■ Record list:

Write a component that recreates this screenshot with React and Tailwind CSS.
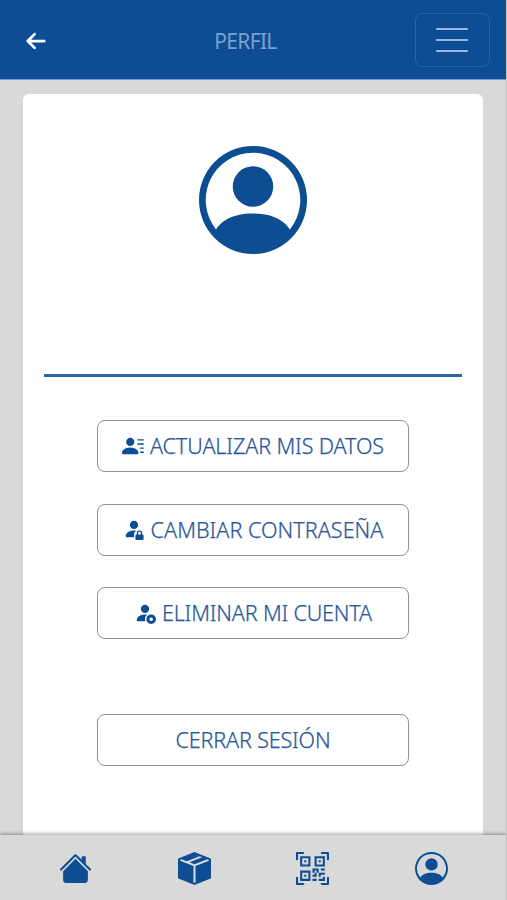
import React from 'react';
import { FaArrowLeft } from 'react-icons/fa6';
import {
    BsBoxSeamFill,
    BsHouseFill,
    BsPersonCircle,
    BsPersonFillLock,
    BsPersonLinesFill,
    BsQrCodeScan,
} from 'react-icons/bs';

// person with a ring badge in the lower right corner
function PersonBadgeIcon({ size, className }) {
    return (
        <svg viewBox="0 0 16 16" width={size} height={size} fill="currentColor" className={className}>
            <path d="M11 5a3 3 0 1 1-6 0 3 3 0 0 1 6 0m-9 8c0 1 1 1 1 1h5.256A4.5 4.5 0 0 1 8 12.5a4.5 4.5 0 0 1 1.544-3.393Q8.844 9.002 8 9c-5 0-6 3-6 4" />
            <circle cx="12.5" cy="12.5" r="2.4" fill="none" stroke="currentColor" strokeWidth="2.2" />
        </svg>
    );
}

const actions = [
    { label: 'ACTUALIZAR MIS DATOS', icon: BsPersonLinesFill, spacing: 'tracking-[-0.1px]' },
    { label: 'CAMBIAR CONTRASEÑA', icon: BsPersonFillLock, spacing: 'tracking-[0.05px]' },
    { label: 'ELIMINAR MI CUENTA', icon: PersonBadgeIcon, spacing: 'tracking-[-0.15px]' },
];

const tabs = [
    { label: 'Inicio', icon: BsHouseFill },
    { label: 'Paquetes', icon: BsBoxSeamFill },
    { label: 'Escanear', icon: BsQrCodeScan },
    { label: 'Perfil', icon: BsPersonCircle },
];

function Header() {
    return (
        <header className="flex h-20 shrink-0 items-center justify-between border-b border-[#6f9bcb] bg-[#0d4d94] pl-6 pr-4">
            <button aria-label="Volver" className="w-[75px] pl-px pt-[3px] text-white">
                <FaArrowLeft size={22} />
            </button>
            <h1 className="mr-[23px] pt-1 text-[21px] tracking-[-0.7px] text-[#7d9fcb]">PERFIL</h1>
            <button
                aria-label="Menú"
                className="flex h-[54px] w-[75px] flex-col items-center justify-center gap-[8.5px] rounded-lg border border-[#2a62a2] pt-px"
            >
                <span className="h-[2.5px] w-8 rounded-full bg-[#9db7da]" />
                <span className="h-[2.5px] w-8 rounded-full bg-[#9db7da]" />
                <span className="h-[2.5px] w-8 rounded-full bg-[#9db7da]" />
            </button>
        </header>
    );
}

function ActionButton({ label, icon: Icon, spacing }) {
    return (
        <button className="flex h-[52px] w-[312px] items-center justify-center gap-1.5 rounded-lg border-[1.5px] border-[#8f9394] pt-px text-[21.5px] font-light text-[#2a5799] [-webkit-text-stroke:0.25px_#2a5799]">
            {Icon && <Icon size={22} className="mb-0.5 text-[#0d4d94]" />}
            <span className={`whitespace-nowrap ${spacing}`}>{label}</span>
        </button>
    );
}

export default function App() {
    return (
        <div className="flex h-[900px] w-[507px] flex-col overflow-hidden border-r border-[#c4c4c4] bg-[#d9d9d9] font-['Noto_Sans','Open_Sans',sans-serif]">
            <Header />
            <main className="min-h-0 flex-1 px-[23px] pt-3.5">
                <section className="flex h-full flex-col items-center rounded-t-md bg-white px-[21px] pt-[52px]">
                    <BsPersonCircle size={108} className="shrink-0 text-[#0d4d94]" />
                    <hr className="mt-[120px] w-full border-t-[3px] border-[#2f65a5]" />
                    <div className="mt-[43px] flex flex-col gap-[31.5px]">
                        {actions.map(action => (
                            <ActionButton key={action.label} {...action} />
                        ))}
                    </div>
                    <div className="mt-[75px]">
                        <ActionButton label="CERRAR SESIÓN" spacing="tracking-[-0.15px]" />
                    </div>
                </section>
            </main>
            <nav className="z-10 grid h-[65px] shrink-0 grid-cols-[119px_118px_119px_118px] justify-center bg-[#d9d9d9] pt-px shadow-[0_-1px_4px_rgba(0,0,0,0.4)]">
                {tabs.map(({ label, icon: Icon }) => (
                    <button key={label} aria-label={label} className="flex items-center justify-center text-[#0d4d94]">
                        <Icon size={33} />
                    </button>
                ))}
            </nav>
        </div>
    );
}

--

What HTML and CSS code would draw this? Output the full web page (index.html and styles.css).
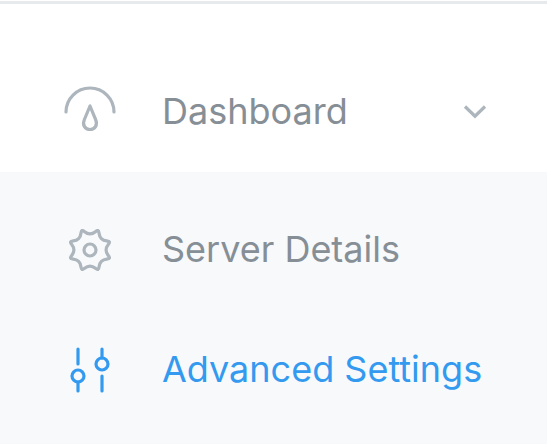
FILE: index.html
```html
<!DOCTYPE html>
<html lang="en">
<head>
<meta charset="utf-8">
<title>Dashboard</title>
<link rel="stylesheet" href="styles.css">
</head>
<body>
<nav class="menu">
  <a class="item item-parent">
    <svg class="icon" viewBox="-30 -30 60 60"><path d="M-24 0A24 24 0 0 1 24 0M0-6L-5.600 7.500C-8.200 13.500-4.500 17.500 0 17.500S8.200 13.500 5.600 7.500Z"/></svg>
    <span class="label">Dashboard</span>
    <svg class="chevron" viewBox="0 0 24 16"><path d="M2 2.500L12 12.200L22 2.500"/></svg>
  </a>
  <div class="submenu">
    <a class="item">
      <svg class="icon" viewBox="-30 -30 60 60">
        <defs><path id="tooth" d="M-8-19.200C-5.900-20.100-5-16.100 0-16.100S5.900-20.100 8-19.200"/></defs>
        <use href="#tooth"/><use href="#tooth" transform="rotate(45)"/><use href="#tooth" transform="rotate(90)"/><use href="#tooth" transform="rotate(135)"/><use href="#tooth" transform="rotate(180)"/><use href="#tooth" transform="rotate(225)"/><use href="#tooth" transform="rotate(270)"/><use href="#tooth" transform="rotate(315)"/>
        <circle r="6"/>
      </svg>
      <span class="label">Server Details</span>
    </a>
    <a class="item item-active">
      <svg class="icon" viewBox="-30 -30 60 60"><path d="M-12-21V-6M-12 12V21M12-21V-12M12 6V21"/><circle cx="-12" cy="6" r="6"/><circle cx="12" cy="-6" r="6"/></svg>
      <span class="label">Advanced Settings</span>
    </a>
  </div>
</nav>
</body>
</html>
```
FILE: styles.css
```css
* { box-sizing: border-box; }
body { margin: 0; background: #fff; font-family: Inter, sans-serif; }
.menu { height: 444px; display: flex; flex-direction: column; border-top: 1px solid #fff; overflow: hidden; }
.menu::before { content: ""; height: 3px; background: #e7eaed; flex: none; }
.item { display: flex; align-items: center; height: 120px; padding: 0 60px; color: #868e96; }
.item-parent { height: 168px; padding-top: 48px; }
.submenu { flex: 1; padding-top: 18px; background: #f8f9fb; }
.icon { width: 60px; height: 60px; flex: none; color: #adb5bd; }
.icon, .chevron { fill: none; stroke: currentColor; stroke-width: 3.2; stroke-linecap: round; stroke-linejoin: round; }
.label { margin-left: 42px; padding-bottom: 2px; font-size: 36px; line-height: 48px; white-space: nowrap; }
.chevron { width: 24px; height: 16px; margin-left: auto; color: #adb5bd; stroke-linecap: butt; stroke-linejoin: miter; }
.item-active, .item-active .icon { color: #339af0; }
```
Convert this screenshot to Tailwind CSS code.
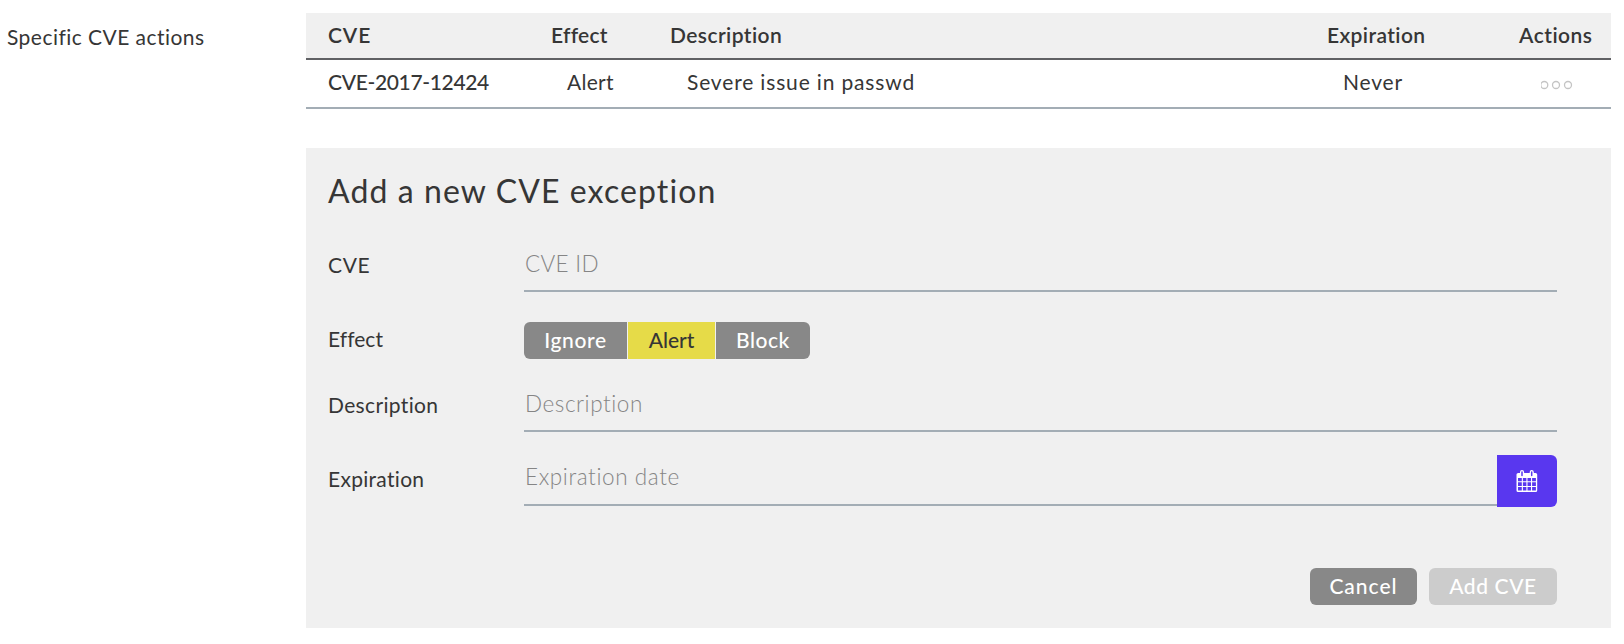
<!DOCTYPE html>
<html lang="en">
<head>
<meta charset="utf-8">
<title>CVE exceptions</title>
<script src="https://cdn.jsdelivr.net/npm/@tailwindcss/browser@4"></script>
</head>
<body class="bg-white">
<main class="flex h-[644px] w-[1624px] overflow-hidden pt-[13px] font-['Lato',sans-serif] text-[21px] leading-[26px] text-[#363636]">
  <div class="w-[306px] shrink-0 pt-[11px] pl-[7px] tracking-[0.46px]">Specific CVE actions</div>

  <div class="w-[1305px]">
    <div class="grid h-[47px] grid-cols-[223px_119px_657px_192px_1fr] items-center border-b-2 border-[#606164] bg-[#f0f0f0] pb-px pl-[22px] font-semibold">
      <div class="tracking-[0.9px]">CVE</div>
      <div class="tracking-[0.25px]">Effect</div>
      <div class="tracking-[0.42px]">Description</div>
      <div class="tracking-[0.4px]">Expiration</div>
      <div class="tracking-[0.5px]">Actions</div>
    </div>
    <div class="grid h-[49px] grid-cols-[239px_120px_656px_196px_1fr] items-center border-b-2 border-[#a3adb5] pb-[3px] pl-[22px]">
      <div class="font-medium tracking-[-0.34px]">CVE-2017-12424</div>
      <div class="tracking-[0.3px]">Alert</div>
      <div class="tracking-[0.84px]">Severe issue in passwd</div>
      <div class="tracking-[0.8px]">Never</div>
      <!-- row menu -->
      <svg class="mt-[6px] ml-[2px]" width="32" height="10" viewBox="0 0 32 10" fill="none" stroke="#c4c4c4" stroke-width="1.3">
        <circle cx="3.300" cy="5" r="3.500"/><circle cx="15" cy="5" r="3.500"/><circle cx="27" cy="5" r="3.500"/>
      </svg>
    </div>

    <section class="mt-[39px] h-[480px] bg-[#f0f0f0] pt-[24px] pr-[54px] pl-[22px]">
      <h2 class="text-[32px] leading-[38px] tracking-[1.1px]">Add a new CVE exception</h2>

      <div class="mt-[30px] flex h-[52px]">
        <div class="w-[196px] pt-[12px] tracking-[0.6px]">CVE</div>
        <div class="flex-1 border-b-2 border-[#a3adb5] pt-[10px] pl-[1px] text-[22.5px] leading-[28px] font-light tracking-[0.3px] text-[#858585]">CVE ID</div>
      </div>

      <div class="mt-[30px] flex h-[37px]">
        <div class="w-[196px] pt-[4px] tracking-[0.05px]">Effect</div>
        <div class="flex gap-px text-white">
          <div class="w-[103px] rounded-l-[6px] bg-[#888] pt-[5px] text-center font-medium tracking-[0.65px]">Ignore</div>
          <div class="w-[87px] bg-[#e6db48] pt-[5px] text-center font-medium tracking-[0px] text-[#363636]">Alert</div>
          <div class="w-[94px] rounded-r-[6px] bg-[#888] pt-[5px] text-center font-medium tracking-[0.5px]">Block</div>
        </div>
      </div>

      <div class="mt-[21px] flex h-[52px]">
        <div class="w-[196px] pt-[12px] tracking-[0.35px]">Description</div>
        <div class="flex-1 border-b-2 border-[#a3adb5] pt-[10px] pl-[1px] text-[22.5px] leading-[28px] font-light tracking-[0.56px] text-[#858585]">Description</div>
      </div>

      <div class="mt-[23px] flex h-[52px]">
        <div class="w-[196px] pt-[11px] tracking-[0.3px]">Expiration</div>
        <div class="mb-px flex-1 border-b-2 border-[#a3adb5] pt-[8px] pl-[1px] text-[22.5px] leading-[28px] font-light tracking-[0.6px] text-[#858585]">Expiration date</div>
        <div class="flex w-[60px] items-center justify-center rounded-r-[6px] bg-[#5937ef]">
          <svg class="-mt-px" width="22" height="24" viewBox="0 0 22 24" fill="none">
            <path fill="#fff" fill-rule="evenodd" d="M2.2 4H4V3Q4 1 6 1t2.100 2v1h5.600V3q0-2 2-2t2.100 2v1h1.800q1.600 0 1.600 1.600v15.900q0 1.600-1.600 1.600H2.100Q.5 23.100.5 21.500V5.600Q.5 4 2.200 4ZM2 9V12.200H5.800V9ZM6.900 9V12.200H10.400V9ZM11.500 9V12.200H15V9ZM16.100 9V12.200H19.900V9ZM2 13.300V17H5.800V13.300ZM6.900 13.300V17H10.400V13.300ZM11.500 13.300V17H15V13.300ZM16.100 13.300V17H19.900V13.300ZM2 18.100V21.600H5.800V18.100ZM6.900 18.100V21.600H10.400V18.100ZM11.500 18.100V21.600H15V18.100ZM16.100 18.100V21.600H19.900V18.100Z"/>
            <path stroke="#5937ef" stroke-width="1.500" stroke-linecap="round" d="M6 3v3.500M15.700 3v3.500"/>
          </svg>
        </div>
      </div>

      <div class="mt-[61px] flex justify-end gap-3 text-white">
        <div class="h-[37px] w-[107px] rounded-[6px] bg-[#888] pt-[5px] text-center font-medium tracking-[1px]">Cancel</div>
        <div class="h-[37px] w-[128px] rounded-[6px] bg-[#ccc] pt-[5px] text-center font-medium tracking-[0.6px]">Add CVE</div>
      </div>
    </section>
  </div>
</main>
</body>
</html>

■ Task: Copy every line of the records above that contains "styles".

■ Completed task:
What HTML and CSS code would draw this? Output the full web page (index.html and styles.css).
<link rel="stylesheet" href="styles.css">
FILE: styles.css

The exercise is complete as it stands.